Lila and Garry have edged their pond with flagstones which protect the edge of the liner. Also, by having the flat stones jut out a bit over the water, animals that might want to eat the koi are kept out.

The ledge doesn’t perturb the Howell’s dog, however, as it likes to soak in the pond on hot days. So they have built an underwater ledge to help it climb back out.

Dirt

There’s no access to dirt in the bottom of Howell’s lined pond. Instead, water plants grow in special perforated baskets full of our regular old heavy clay garden soil. Regular potting soil has a lot of light-weight materials that will float away.

Lila adds a layer of pea gravel to the top of each basket to keep the dirt in and the fish from nosing the dirt out.

Water lily

Water lily. Photo by Barb Gorges.

Plants

The first couple years, Lila brought the water lilies in each winter. But it was too much work.

Since she had chosen to grow hardy, rather than tropical, water lilies, she finally tried letting them over-winter in the pond and they have been fine. Just as the fish can stay low enough to avoid ice forming on the surface, the water lilies’ main growing points are protected too.

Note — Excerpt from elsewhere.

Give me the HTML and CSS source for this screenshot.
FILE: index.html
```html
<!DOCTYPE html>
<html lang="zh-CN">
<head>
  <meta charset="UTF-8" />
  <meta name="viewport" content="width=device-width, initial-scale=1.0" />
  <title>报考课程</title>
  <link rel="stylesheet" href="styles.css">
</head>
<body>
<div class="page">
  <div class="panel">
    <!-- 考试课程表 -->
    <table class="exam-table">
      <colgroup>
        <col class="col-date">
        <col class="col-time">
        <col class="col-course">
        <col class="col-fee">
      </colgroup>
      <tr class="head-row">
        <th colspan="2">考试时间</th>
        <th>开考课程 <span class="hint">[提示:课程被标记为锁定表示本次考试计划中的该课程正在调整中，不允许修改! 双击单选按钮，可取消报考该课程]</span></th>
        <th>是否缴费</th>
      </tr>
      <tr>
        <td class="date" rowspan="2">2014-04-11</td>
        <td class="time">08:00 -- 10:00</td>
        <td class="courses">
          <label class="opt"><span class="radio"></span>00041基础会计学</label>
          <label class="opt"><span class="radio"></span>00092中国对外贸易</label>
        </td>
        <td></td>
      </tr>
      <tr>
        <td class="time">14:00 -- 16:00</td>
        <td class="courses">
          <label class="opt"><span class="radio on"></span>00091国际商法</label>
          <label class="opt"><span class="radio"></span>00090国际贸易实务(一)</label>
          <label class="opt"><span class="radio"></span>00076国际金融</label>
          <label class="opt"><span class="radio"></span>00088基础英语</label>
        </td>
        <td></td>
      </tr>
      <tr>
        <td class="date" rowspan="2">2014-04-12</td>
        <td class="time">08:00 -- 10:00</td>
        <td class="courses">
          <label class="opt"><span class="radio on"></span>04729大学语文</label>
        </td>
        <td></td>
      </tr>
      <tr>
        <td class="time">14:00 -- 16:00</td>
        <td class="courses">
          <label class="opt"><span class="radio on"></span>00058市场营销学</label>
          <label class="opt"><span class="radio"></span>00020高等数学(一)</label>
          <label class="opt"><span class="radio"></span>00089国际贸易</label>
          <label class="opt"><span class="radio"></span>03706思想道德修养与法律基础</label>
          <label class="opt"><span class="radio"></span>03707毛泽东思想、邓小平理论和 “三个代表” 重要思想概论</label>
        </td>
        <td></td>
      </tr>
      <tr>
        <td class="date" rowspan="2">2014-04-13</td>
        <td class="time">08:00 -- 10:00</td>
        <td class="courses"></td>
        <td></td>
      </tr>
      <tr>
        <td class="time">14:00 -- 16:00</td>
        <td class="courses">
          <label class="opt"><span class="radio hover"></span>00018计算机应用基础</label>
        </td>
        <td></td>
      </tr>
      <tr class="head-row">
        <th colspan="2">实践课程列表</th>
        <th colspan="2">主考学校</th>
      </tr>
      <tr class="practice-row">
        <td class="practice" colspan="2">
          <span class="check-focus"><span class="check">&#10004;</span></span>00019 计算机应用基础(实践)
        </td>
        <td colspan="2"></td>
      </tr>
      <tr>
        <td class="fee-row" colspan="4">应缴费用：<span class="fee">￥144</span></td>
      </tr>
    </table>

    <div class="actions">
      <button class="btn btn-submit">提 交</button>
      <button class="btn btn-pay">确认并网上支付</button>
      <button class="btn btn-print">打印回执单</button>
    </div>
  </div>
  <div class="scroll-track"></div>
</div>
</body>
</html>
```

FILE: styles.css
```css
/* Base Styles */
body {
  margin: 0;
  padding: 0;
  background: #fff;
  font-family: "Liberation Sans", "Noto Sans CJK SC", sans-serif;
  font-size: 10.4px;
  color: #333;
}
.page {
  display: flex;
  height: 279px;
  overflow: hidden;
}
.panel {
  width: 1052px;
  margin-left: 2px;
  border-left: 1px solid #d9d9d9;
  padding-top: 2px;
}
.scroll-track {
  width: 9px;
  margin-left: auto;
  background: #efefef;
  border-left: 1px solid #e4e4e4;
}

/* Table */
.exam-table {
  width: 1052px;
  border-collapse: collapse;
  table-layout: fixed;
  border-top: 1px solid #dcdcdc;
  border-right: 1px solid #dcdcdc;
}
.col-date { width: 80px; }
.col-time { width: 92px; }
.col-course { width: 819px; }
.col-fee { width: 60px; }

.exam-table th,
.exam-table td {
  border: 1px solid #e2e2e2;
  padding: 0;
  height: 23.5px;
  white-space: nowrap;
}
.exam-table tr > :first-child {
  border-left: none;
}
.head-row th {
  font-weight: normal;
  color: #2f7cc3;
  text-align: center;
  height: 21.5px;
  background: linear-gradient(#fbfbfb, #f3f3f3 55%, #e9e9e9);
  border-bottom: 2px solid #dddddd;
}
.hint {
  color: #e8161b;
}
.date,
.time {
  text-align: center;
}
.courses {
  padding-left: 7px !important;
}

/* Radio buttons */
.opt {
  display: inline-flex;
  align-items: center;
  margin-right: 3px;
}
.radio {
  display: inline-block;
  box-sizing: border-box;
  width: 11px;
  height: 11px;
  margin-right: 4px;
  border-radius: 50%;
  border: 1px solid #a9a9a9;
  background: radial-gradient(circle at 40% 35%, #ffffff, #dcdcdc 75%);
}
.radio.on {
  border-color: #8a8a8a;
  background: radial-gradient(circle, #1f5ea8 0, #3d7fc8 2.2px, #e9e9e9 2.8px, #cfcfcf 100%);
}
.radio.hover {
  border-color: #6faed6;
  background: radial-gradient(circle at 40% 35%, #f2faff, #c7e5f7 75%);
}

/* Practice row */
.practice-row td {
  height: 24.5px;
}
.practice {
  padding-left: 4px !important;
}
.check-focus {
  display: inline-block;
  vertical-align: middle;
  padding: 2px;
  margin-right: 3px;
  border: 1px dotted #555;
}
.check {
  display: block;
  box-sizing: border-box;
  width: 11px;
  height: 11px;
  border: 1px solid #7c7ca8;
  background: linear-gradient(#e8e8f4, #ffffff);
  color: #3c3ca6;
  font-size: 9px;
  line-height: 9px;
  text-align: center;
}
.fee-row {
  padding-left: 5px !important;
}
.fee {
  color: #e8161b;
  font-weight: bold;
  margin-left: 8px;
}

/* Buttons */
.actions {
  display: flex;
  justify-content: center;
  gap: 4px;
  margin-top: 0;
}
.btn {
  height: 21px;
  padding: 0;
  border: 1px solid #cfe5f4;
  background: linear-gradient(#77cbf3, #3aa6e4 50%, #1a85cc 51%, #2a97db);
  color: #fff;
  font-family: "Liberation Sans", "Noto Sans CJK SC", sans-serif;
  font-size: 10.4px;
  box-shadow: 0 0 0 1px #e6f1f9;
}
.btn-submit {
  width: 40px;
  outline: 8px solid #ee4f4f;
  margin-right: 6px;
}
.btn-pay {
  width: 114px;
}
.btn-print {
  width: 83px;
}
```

Lila also has frog bit, with tiny leaves and flowers, and Louisiana iris. But she didn’t want cattails because their roots would puncture the liner.

Water hyacinth is invasive in lakes and streams in other parts of the country and it is illegal to grow it those places, but not Wyoming. However, Lila found her water garden was too cold for it to thrive so she quit buying annual replacements.

Maintenance

In some ways, a water garden with fish is a cross between a swimming pool and an aquarium, except chlorine is bad for plants and fish.

Housed in the quaint miniature cottage Garry built at the side of their water garden is the filtration system. Water from the pond is pumped with a 1.5 horsepower pump past a filter and a UV light to kill microorganisms. In the winter, only the pump is running, bubbling the water to keep the koi supplied with oxygen.

Every winter there are a couple weeks when Lila plugs in the tank heater, the same thing ranchers use to keep livestock water tanks open. It helps the pump keep an opening in the ice for the fish.

Lila recommends vacuuming up the muck in the pond in the spring and keeping up with it during the growing season, maybe twice a month during the summer.

Skimming fallen leaves needs to be done, otherwise when they decompose they steal oxygen from the fish.

Algae blooms seem to run in cycles, starting with one in the spring. Garry can put on his waders and get in and clean things up, including dead plant parts that sink to the bottom.

Lila has found the more plants she has growing in the water garden, and the more of the water surface they cover, the less of an algae problem she has because the plants take up the excess nitrogen the algae needs.

You must also be careful about yard maintenance adjacent to your water garden, Lila said. Fertilizer and weed killer will kill your plants and fish.

Depending on the weather, the water lilies begin to sprout in April and begin blooming mid-May and on into October. They come in dark pink, light pink, white and yellow. Each flower blooms for three to four days, closing at night.

At the time of my visit last August, the day after a hailstorm, the big water lily leaves looked a bit tattered, as well as the flowers that had been blooming. But Lila said not to worry, the leaves quickly regenerate and the tattered ones sink away, leaving her and Garry once again with their very own Monet water lily painting.